Thursday, February 5, 2009

The Debts of the Spenders: The Bad Bank Idea Ignores the Bond Markets

The noise from commentators and other media pundits about the "Bad Bank" idea has been quite boisterous. However, the silence from this same crowd is deafening when it comes to mentioning the bond markets' influence.

It is simply impossible for any one government - even the US government - to sustain support for both a bad bank and lower interest rates. There is a fallacy among central bankers today. They believe they can set interest rates at all ends of the yield curve spectrum. That is just plain wrong.

Policy makers are slowly realizing that adding a bad bank in its "purest form" would result in the sudden transfer of loss from the private sector banks to the public balance sheet. This would result in a sudden shift from deflation into inflation. Potentially overnight. The reason has to do w/interest rates and the bond markets.

Governments wield immense power over short term lending rates (e.g. the well tracked "interest rate cuts" followed by market traders). However, this capability diminishes the further out the maturity on their notes. At this end of the spectrum, traders - not the government - wield the ability to set rates through their collective actions of buying and selling. Governments TRY to wield influence over the longer end of the curve by buying bonds either directly or through indirect means such as the primary credit dealer facility (see below).

This is all connected to ZIRP or zero interest rate policy. The US and Japan are already at ZIRP. The UK is headed there and so is the EU whether they want to or not (stubborn buggers).

BUT to keep interest rates down, they must issue LESS BONDS...not more. Hmmm. Since we know that's not going to happen, world govts will be buying their own bonds in an effort to keep rates down. (The more they "stimulate" the economy the greater the bond issuance has to be to pay for it).

It's the case of 1 arm buying from another in the same body (fed or equivalent quasi-govt body is buying its own national debt).

This gives the PERCEPTION of higher demand and lower supply. The Fed can get away w/this Ponzi scheme short term b/c it has more firepower than any other single bond buyer and will CRUSH any one bond short in the near term. The Fed is assisted in this activity by the primary credit dealers, or a cabal of chosen banks that get first dibs on cheap treasuries:

At strategic junctures, the Fed instructs the primary dealers to withold liquidity through the early return of repos. The earlier return of treasuries artificially lowers the supply and causes the yields to lower.

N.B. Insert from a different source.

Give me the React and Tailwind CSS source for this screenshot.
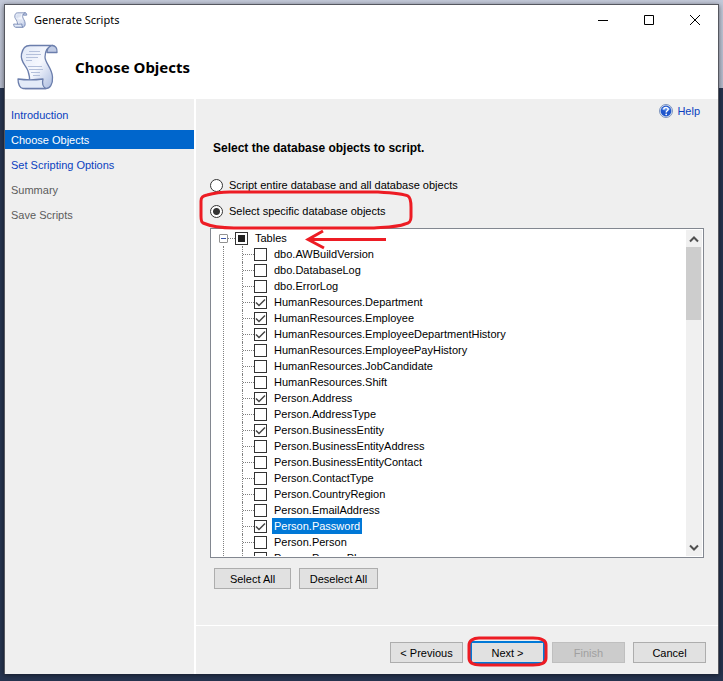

The system worked wonderfully last fall in stimulating a massive rally in treasuries.

Here we have Bernanke, saying one thing before Congress and then doing the exact opposite. He wasn't even trying to hide it at the time - the data is publicly available on the Fed and Treasury's web sites through the FOMC and capital flows data.

But then I realized that the ponzi scheme had to end. And that end would be when Obama came to office and pushed for "change".

Unless there is some actual REAL demand by other non-government bidders, central bankers risk becoming the only buyer left standing at the end of the day. The result? Rising interest rates. Of course, the more of their own debt the central bankers have bought. . . the higher the interest rates will be. Simply put, the chief market manipulator has undone itself through its own short sighted, market actions.

As deflation drags on and the West continues to bailout bad actors, completely innocent 3rd parties like China, Japan, Taiwan, Mid-East arabs, etc. that had nothing to do w/Level 3 accounting and other banking games will decide to save themselves instead of the US and Europe.

Just keep in mind that the more stimulus programs the West enacts, the more it will cost the foreign creditors. And they are getting very tired. Very fast.

So, in the end it really is about the taxpayer.

Or rather the PERCEPTION of the taxpayer being (un)able to repay the mountain of debt that governments have shifted onto their population. Remember, a bond is nothing more than an income stream of future promises to repay. And the West's ability to repay grows more doubtful with every bailout of bad actors and the resulting transfer of risk calls into question their ability to refinance current and future debt loads.